Scarlett Johansson rinuncia al suo solito fascino per trasformarsi nell’androgina protagonista del film sul manga giapponese The Ghost in the Shell , nelle sale con Universal, affiancata, tra gli altri, da Pilou Asbæk, Takeshi Kitano, Juliette Binoche, Michael Carmen Pitt, Chin Han.  La ritroviamo in un futuro non troppo lontano nei panni per nulla sexy del Maggiore, il primo essere umano modificato ciberneticamente.  Un terribile incidente le ha straziato il corpo ma salvato il cervello, che le viene reimpiantato per la prima volta in un involucro artificiale. Nasce così un nuovo, indistruttibile soldato dai superpoteri il cui compito è  fermare i criminali più pericolosi del mondo, soprattutto i terroristi in grado di penetrare nelle menti delle persone e controllarle. Mentre si prepara ad affrontare questo nuovo nemico, il Maggiore scopre che la sua vita non è stata salvata, le è stata rubata. Non si fermerà davanti a nulla pur di recuperare il proprio passato, scoprire il responsabile e riuscire a bloccarlo prima che possa fare la stessa cosa ad altri.

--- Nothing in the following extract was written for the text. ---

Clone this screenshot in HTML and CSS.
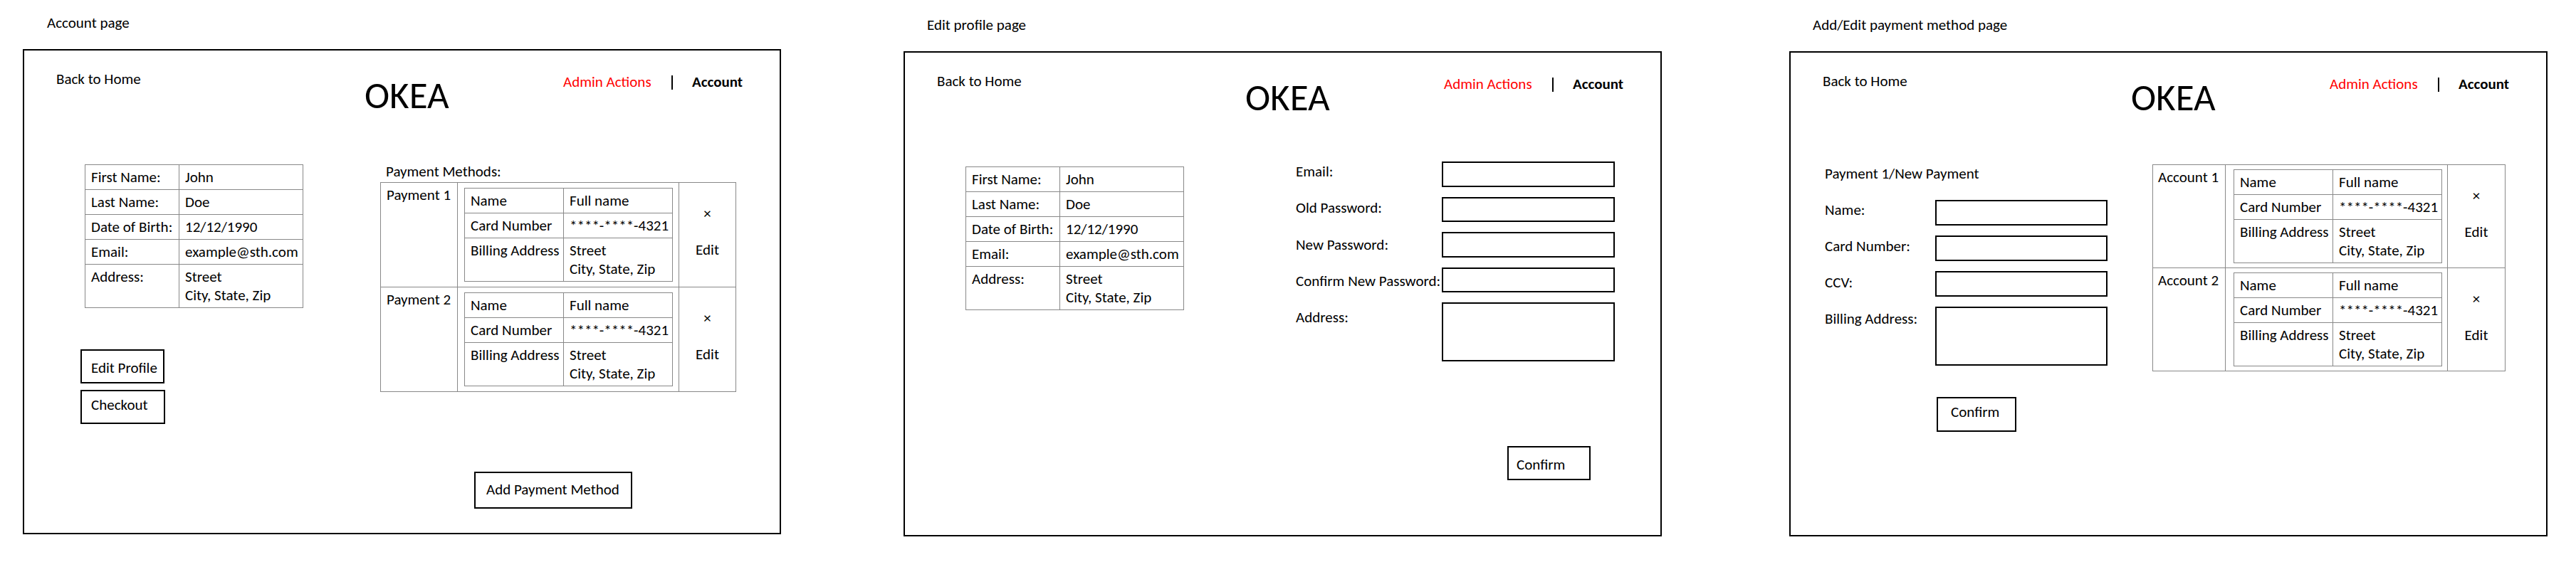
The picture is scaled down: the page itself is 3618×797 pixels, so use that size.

Nel 2008 Steven Spielberg e la DreamWorks hanno acquisito i diritti per fare la prima versione cinematografica live-action di Ghost in the Shell ma ci sono voluti otto anni di sforzi attenti per realizzare la sceneggiatura, trovare il regista e gli interpreti più adatti. Per dirigere l’ambizioso progetto, i produttori hanno voluto il visionario regista britannico Rupert Sanders (già noto per il suo film dark d’azione Biancaneve e il cacciatore) che ha cercato di rimanere il più possibile fedele allo spirito originale dell’opera. “Il linguaggio visivo del manga ha davvero catturato la mia immaginazione – racconta -, quindi ho usato molte immagini dall’originale nel collage provvisorio della storia. Sono in molti in tutto il mondo ad aver visto ed e amato la versione animata, le immagini sono davvero potenti – spiega Sanders – e sono diventate la prima pietra del nostro film. Non abbiamo dovuto reinventarlo da zero, ma non lo abbiamo neppure copiato fotogramma per fotogramma. Scarlett ha arricchito il personaggio di una qualità infantile molto importante perché questa storia è un po’ la storia di Pinocchio – continua il regista -. È molto abile nel lasciarci avvicinare al personaggio per brevi momenti per poi respingerci di nuovo. E’ la regina del cyberpunk”.

“Trovare la propria identità reale, il senso di isolamento che è parte dell’esperienza umana, così come il senso di connessione che noi tutti condividiamo, sono temi per me molto importanti – spiega Scarlett  -. Questo film è qualcosa di innovativo. Non è il futuro incontaminato che a volte immaginiamo. L’umanità sta come implodendo, come un serpente che si mangi la coda. Le città sono costruite su altre città, le persone sono fatte di altre persone e di computer”.
“Il film è una parabola sui pericoli della tecnologia – aggiunge il produttore Avi Arad, fondatore dei Marvel Studios -, solleva questioni filosofiche interessanti legate ad un ambiente futuristico, ma che sono altrettanto rilevanti per il mondo contemporaneo. Esplora ciò che ci definisce come individui, la nostra storia messa a confronto con le nostre azioni”.
Concordiamo con lui che si tratti di un grande film d’azione, ma a nostro avviso dall’effetto piuttosto soporifero. Scarlett non cambia quasi mai espressione, facendoci temere gli effetti peraltro già visibili delle moderne dipendenze elettroniche e preferire di vivere, il più a lungo possibile, nel nostro vecchio mondo e in un corpo imperfetto, ma capace di produrre vere emozioni.